Op werkdagen voor 23:00 besteld, morgen in huis Gratis verzending vanaf €20

Recensie

Het goud van de 55-plusser

Met veel genoegen heb ik dit boekje van Kathinka Fortuin en Gerdien de Wal gelezen. Het is goed geschreven en mooi vorm gegeven. Als tachtiger en vader lees ik dit boekje uiteraard anders dan mijn kinderen van vijftig-plus.

Philip A. Idenburg | 30 maart 2017 | 5-7 minuten leestijd

Kinderen van hun geboortegeneratie reageren vaak anders op problemen dan ik zou doen; vaak ben ik blij verbaasd dat zij inzichten die onze leeftijdsgroep zich moeizaam heeft veroverd als vanzelfsprekend accepteren en er op voortbouwen.
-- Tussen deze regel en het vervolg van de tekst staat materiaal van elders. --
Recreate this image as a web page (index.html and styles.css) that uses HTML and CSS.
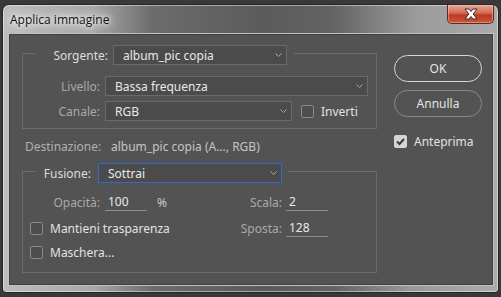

Dat laatste, vind ik, is heel duidelijk in dit boekje het geval.

De geschiedenis van dit thema

In 1951—ik was toen 17 jaar-- verscheen er een boekje van de psychiater Rümke, de Levensfasen van de man. Het was de eerste keer dat iemand het levensritme op die wijze beschreef. Mijn vader was er enthousiast over.

In de jaren zestig had Rümkes inzicht postgevat, zodat de bekende antroposoof Lievegoed deze gedachte vertaalde naar het bedrijfsleven. Als zijn assistent maakte ik in 1967 een verslag van een gesprek van Lievegoed met de al even bekende organisatieadviseur Berenschot, waarin hij pleitte voor een op levensfasen gericht personeelsbeleid.

Kort daarna, begin jaren 70, veranderde het thema, doordat naast vrouwen en homo’s ook ouderen een groep werden die om aandacht vroeg. Zo publiceerde de gemeente Amsterdam in 1971 een verkeersnota waarin—volstrekt nieuw!—geschreven werd dat ouderen trager zijn en dat dus de groenfase van de voetgangersstoplichten zou moeten worden verlengd. Langzamerhand veranderde de levensfase met eigen kenmerken naar een bevolkingsgroep met eigen problemen. Plotseling ging het niet over verscheidenheid en verandering maar over gelijkheid en identiteit en.....emancipatie.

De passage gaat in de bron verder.